Born at Thurnham, near Lancaster, he gained his early experience of the branch of engineering to which his life was mainly devoted in the office of the late Mr. Henry Rofe, who had an extensive practice as consulting engineer for gas and other undertakings.

After a year spent in Carlisle, in partnership with the late Mr. H. A. McKie, Mr. Veevers, in 1858, obtained the appointment of engineer and manager of the Warrington gasworks, and remained there until the latter end of 1862.

Then, forsaking for a time his connection with gas-engineering, he turned his attention to railway work. Accepting a post as engineer on the construction of the Colombo and Kandy Railway, he took charge of the first 35 miles of line, including long viaducts, a tunnel, and other heavy work, but his experience of Ceylon proved unfortunate. His station being in an unhealthy part of the island he was overtaken by fever and dysentery, and, after two years’ work, was invalided home.

Arriving in England considerably improved in health by the voyage, he returned to his former allegiance, on receiving the appointment of engineer and manager to the Bolton gasworks, a post which he retained for 14 years, when he resigned.
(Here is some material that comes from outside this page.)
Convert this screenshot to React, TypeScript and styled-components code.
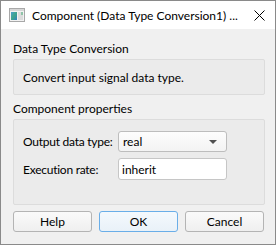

He then came to Dukinfield, where he ended his days, and from 1878 until 2 years prior to his death, he served first as gas-engineer and borough surveyor, and afterwards as engineer and manager of the Corporation gas-undertaking. When his health began to fail he was appointed consulting gas-engineer to the borough.

In gas-engineering circles Ms. Veevers was widely known and esteemed. He took a prominent part in the proceedings of the Manchester District Institution of Gas Engineers, of which he was one of the founders and a Past-President. He was also from early days an active member of the society now known as the Institution of Gas Engineers, and for several years served the office Vice-President of the Incorporated Gas Institute.

Apart from his professional interests Mr. Veevers was an artist of no mean ability, and wielded brush and pencil with such facility and happy effect that in his younger days, as a fellow-student of Luke Fildes, R.A., an artistic career was contemplated for him: his talent remained the chief delight of his leisure hours, and many works from his own hand embellished his home. He was an active Freemason, and served several offices in connection with the craft. His accomplishments and agreeable social qualities rendered him an acquisition to any society, whilst his professional associates knew him as a well informed and capable engineer.

Mr. Veevers was twice married, and leaves two sons, who are following their father’s profession.

He was elected an Associate Member of The Institution on the 1st December, 1874.